Michael Nutley, Editor-in-chief, NMA

The idea of pervasive media is one that has been gaining interest for some time. And while these days it often seems as if media is already all-pervasive, this is specifically related to mobile devices.

The idea is that, once you have a high-speed mobile internet connection, your environment becomes a media space and relationships can be built between the real world and the multiplicity of virtual worlds overlaid on it.

Part of the reason why people are interested in pervasive media now is because mobile is losing its separation from the internet. Increasingly it's just another way of accessing the web, albeit a way with certain defining properties.

Speaking at an event a few years ago, I was asked whether the businesses that had survived the dotcom crash had anything in common. My conclusion was that they all did something that couldn't be replicated in any other medium.

It seems to me that all forms of media have something they do that no other medium can, and that while it's perfectly possible to build businesses by importing old business models, the ones that work best are those that take advantage of the medium's unique properties. Search is a great example. It doesn't work in any other medium, and some of the most successful business of the internet age have been based around it. So while mobile marketing has been with us for a while, and mobile advertising is beginning to take off, what's the mobile equivalent of Google?

The unique properties of mobile, compared to other interactive channels, are that everyone has a phone, they take it everywhere, it's always on and the operators know where it is. This is where current experiments in pervasive media come in. Just before Christmas I was approached by iShed in Bristol to help with its Media Sandbox project, which is incubating a number of pervasive media projects, with one to be awarded further funding at the end of the process. The projects seem to fall into two broad groups, one around games and one around location tagging.

The games people are excited about pervasive media because it allows them to overlay fantasy worlds over the real world; it's almost seen as the second coming of virtual reality. The tagging people are looking at ways to enable virtual messages to be left at locations. So if you're meeting friends in a bar and some of them haven't turned up before you head off for a curry, you could leave a virtual message for them in the bar. Or you could allow people to tag locations with general messages, from historical information to how the location makes them feel. One of the Media Sandbox projects is exploring the latter by asking people for locations around Bristol that make them feel happy. This information would then be available to people at the location via their mobile device.

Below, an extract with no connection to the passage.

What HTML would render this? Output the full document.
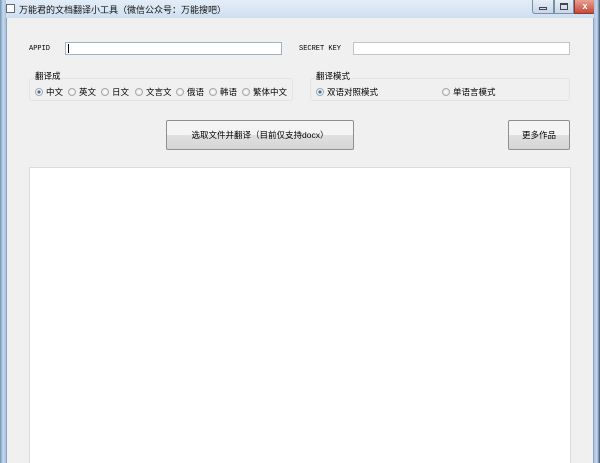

Part of the problem with the mobile world up to now has been that its structure, governed by operators and with significant barriers to entry, has discouraged small-scale experimentation by start-ups. The trouble is that, in this world, you can't just ask people what they want, you have to give them something and see how they respond. A lot of online companies, including Google, have become very good at that. The challenge for the mobile world is to replicate it.